El Mayor Rico pone manos a la obra. Pide equipos a la Escuela Militar de Montaña, coordina con el Coronel Minicucci el alojamiento de los comandos en la Escuela de Infantería, trata de conocer un poco más de la situación militar en el teatro de operaciones y comienza a convocar –por radiograma secreto y en clave- a los hombres que necesita y que están en el interior.


Uno a uno salen los mensajes a distintos puntos del país. Córdoba, San Juan, Mendoza, Salta, Tucumán… Santa Rosa.


Silencio y oscuridad en la habitación del “Perro” Cisnero. Es muy tarde ya y no puede conciliar el sueño pensando en la guerra. Las horas de la noche se han transformado en un largo suplicio del insomnio. Es que los verdaderos hombres de armas forman una jerarquizada hermandad en donde los sufrimientos de uno son los de todos. Y por eso, la lejanía de las islas no lograba más que aumentar sus padecimientos.

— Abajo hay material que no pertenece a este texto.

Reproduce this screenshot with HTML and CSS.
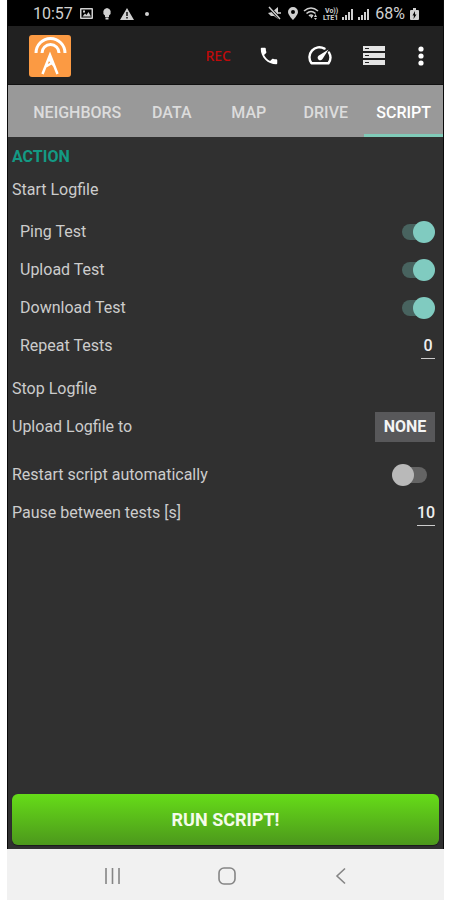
FILE: index.html
```html
<!DOCTYPE html>
<html lang="en">
<head>
<meta charset="utf-8">
<meta name="viewport" content="width=device-width, initial-scale=1">
<title>Script</title>
<link rel="stylesheet" href="styles.css">
</head>
<body>
<div class="phone">
  <div class="app">
    <div class="status">
      <span class="clock">10:57</span>
      <svg class="status-left" width="72" height="16" viewBox="0 0 72 16" fill="#d0d0d0" aria-hidden="true">
        <path fill-rule="evenodd" d="M1 2h11q1 0 1 1v9q0 1-1 1H1q-1 0-1-1V3q0-1 1-1zM1.500 3.500v8h10v-8zM2.500 10.500l2.500-3 1.500 1.500 2-3 2.500 4.500zM3 4.500h2v2H3z"/>
        <path d="M27 2a4.200 4.200 0 0 1 2 7.600V11h-4V9.600A4.200 4.200 0 0 1 27 2zM25.500 11.500h3v2h-3z"/>
        <path fill-rule="evenodd" d="M47 2l7 12H40zM46.300 6v4h1.400V6zM46.300 11v1.500h1.400V11z"/>
        <circle cx="67" cy="8" r="2"/>
      </svg>
      <svg class="status-right" width="103" height="18" viewBox="0 0 103 18" fill="#d0d0d0" aria-hidden="true">
        <path d="M0 8l4-1 6-5v12l-4-3H3z"/>
        <path d="M1 2l11 12" stroke="#000" stroke-width="3"/>
        <path d="M1 2l11 12M10 8h3" stroke="#d0d0d0" stroke-width="1.500"/>
        <path fill-rule="evenodd" d="M25 2a5 5 0 0 1 5 5c0 3-5 8-5 8s-5-5-5-8a5 5 0 0 1 5-5zm0 3a2 2 0 1 0 0 4 2 2 0 0 0 0-4z"/>
        <path d="M36 6q7-6 14 0M38.500 8.500q4.500-4 9 0M41 11q2-2 4 0" fill="none" stroke="#d0d0d0" stroke-width="1.600"/>
        <path d="M42 11h3l-1.500 2.500zM46 12l1.500-3 1.500 3zM47.500 15l-1.500-2h3z"/>
        <text x="57" y="8" class="volte">Vo))</text>
        <text x="55" y="15" class="volte">LTE1</text>
        <path d="M74 12h2v3H74zM77 10h2v5H77zM80 7h2v8H80zM83 4h2v11H83zM90 12h2v3H90zM93 10h2v5H93zM96 7h2v8H96zM99 4h2v11H99z"/>
      </svg>
      <span class="charge">68%</span>
      <svg width="9" height="14" viewBox="0 0 9 14" aria-hidden="true"><path fill="#d0d0d0" fill-rule="evenodd" d="M3 1h3v2h2q1 0 1 1v8q0 1-1 1H1q-1 0-1-1V4q0-1 1-1h2zM5 4L2.500 8.500H4L3.500 12l3-4.500H5z"/></svg>
    </div>
    <header class="appbar">
      <svg class="logo" width="42" height="42" viewBox="0 0 42 42" role="img" aria-label="App logo">
        <rect width="42" height="42" rx="3" fill="#fb9a43"/>
        <g fill="none" stroke="#fff" stroke-width="3">
          <path d="M7 18A14.500 14.500 0 0 1 36 18"/>
          <path d="M13 18A8.500 8.500 0 0 1 30 18"/>
          <path d="M13.500 39L21 20l7.500 19M16 32l7-4M20 24l6 8" stroke-width="2.500"/>
        </g>
      </svg>
      <button class="rec">REC</button>
      <button class="icon" aria-label="Call"><svg width="22" height="22" viewBox="0 0 24 24"><path fill="#fff" d="M6.600 10.800c1.400 2.800 3.800 5.100 6.600 6.600l2.200-2.200c.3-.3.700-.4 1-.2 1.100.4 2.300.6 3.600.6.600 0 1 .4 1 1V20c0 .6-.4 1-1 1C10.600 21 3 13.400 3 4c0-.6.400-1 1-1h3.500c.6 0 1 .4 1 1 0 1.200.2 2.400.6 3.600.1.300 0 .7-.2 1z"/></svg></button>
      <button class="icon gauge" aria-label="Speed"><svg width="26" height="22" viewBox="0 0 26 22"><path fill="none" stroke="#fff" stroke-width="2.400" stroke-linecap="round" stroke-linejoin="round" d="M17.500 3.600A10 10 0 0 0 4.500 18.300h17A10 10 0 0 0 22 7.500"/><path fill="#fff" d="M21.500 4.500l-6 9.500a2.600 2.600 0 1 1-4-3.200z"/></svg></button>
      <button class="icon storage" aria-label="Storage"><svg width="24" height="22" viewBox="0 0 24 22"><path fill="#e4e4e4" d="M1 1h22v5H1zM1 8h22v5H1zM1 15h22v5H1z"/><path fill="#222" d="M3 3h4v1H3zM3 10h4v1H3zM3 17h4v1H3z"/></svg></button>
      <button class="icon more" aria-label="More options"><svg width="8" height="22" viewBox="0 0 8 22" fill="#fff"><circle cx="4" cy="4" r="2.600"/><circle cx="4" cy="11" r="2.600"/><circle cx="4" cy="18" r="2.600"/></svg></button>
    </header>
    <nav class="tabs">
      <a href="#neighbors">NEIGHBORS</a>
      <a href="#data">DATA</a>
      <a href="#map">MAP</a>
      <a href="#drive">DRIVE</a>
      <a href="#script" class="active" aria-current="page">SCRIPT</a>
    </nav>
    <main class="content">
      <h1>ACTION</h1>
      <div class="row start">Start Logfile</div>
      <div class="group">
        <div class="row"><label for="ping">Ping Test</label><input class="switch" type="checkbox" id="ping" checked></div>
        <div class="row"><label for="up">Upload Test</label><input class="switch" type="checkbox" id="up" checked></div>
        <div class="row"><label for="down">Download Test</label><input class="switch" type="checkbox" id="down" checked></div>
        <div class="row"><label for="repeat">Repeat Tests</label><input class="number short" type="text" inputmode="numeric" id="repeat" value="0"></div>
      </div>
      <div class="row">Stop Logfile</div>
      <div class="row"><span id="target">Upload Logfile to</span><button class="none" aria-describedby="target">NONE</button></div>
      <div class="row restart"><label for="restart">Restart script automatically</label><input class="switch" type="checkbox" id="restart"></div>
      <div class="row"><label for="pause">Pause between tests [s]</label><input class="number" type="text" inputmode="numeric" id="pause" value="10"></div>
      <button class="run">RUN SCRIPT!</button>
    </main>
  </div>
  <div class="sysnav">
    <button aria-label="Recent apps"><svg width="22" height="22" viewBox="0 0 22 22"><path d="M4 3v16M10.500 3v16M17 3v16"/></svg></button>
    <button aria-label="Home"><svg width="22" height="22" viewBox="0 0 22 22"><rect x="3" y="3" width="16" height="16" rx="5"/></svg></button>
    <button aria-label="Back"><svg width="22" height="22" viewBox="0 0 22 22"><path d="M15 3.500L7 11l8 7.500"/></svg></button>
  </div>
</div>
</body>
</html>
```
FILE: styles.css
```css
* { box-sizing: border-box; }
body {
  margin: 0;
  padding: 0 6px 0 7px;
  background: #fff;
  font: 16px/20px Roboto, "Liberation Sans", sans-serif;
  color: #ccc;
}
button { border: 0; padding: 0; background: none; font: inherit; color: inherit; }
svg { display: block; flex: none; }
.phone { display: flex; flex-direction: column; min-height: 100vh; }
.app {
  flex: 1;
  display: flex;
  flex-direction: column;
  background: #303030;
  border: solid #0a0a0a;
  border-width: 0 1px;
}
.status {
  display: flex;
  align-items: center;
  height: 26px;
  padding: 2px 24px 0 25px;
  background: #000;
  color: #d0d0d0;
}
.status-left { margin-left: 7px; }
.status-right { margin-left: auto; }
.volte { font: bold 7px Roboto, sans-serif; }
.charge { margin: 0 5px 0 4px; }
.appbar {
  display: flex;
  align-items: center;
  height: 59px;
  padding: 2px 18px 0 21px;
  background: #212121;
  border-bottom: 1px solid #111;
}
.rec {
  margin-left: auto;
  color: #c00a0a;
  font: 500 14px/20px "Noto Sans", sans-serif;
}
.icon { margin-left: 27px; }
.storage { margin-left: 29px; }
.more { margin-left: 31px; }
.tabs {
  display: flex;
  justify-content: flex-end;
  height: 52px;
  background: #999;
}
.tabs a {
  display: flex;
  align-items: center;
  justify-content: center;
  min-width: 77px;
  padding: 6px 12px 0;
  border-bottom: 3px solid transparent;
  color: #dcdcdc;
  font-weight: 500;
  text-decoration: none;
}
.tabs .active { color: #fff; border-color: #80cbb8; }
.content {
  flex: 1;
  display: flex;
  flex-direction: column;
  padding: 2px 4px 4px;
}
h1 {
  margin: 0;
  font-size: 16px;
  line-height: 36px;
  font-weight: 700;
  color: #139a84;
}
.row {
  display: flex;
  align-items: center;
  justify-content: space-between;
  height: 38px;
  padding-right: 4px;
}
.start { height: 30px; }
.group { padding: 8px 0 5px 8px; }
.restart { margin-top: 10px; }
.switch {
  appearance: none;
  position: relative;
  width: 43px;
  height: 22px;
  margin: 0;
}
.switch::before {
  content: "";
  position: absolute;
  inset: 3px 8px 3px 10px;
  border-radius: 8px;
  background: #646464;
}
.switch::after {
  content: "";
  position: absolute;
  top: 0;
  left: 0;
  width: 22px;
  height: 22px;
  border-radius: 50%;
  background: #b9b9b9;
}
.switch:checked::before { background: #48635f; }
.switch:checked::after { left: auto; right: 0; background: #80cbc0; }
.number {
  width: 18px;
  height: 26px;
  padding: 0;
  border: 0;
  border-bottom: 1px solid #ccc;
  background: none;
  color: #eee;
  font: 500 16px/24px Roboto, sans-serif;
  text-align: center;
}
.short { width: 14px; }
.none {
  width: 60px;
  height: 30px;
  background: #58585a;
  color: #f4f4f4;
  font-weight: 700;
}
.run {
  height: 51px;
  margin-top: auto;
  border-radius: 6px;
  background: linear-gradient(#66dc18, #4c981c);
  box-shadow: 0 1px 1px #1b1b1b;
  color: #f4fbea;
  font-size: 18px;
  font-weight: 700;
}
.sysnav {
  display: flex;
  align-items: center;
  justify-content: center;
  gap: 92px;
  height: 51px;
  padding: 2px 0 0 3px;
  background: #f1f1f1;
}
.sysnav svg { fill: none; stroke: #858585; stroke-width: 1.6; }
```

No soporta más la cama. Las sábanas están demasiado tibias mientras que la turba es demasiado fría. Se levanta. Se coloca las medias blancas, la camisa verde, el pantalón de combate, los borceguíes. Va al baño. Se lava, peina y cepilla los dientes. Vuelve. Se coloca el pullóver y la chaquetilla de combate. Se ajusta los borceguíes y se encastra el cinturón. Mira la hora: la una de la mañana en punto. Ya está listo. ¿Listo para qué? No sabe la razón, pero está listo. Toma su silla y se sienta frente a la pequeña mesa de la que dispone en su cuarto. Abre la libreta de anotaciones en una hoja al azar y lee la frase que más le gusta:


“Mi respuesta: No sé rendirme. Después de muerto hablaremos”.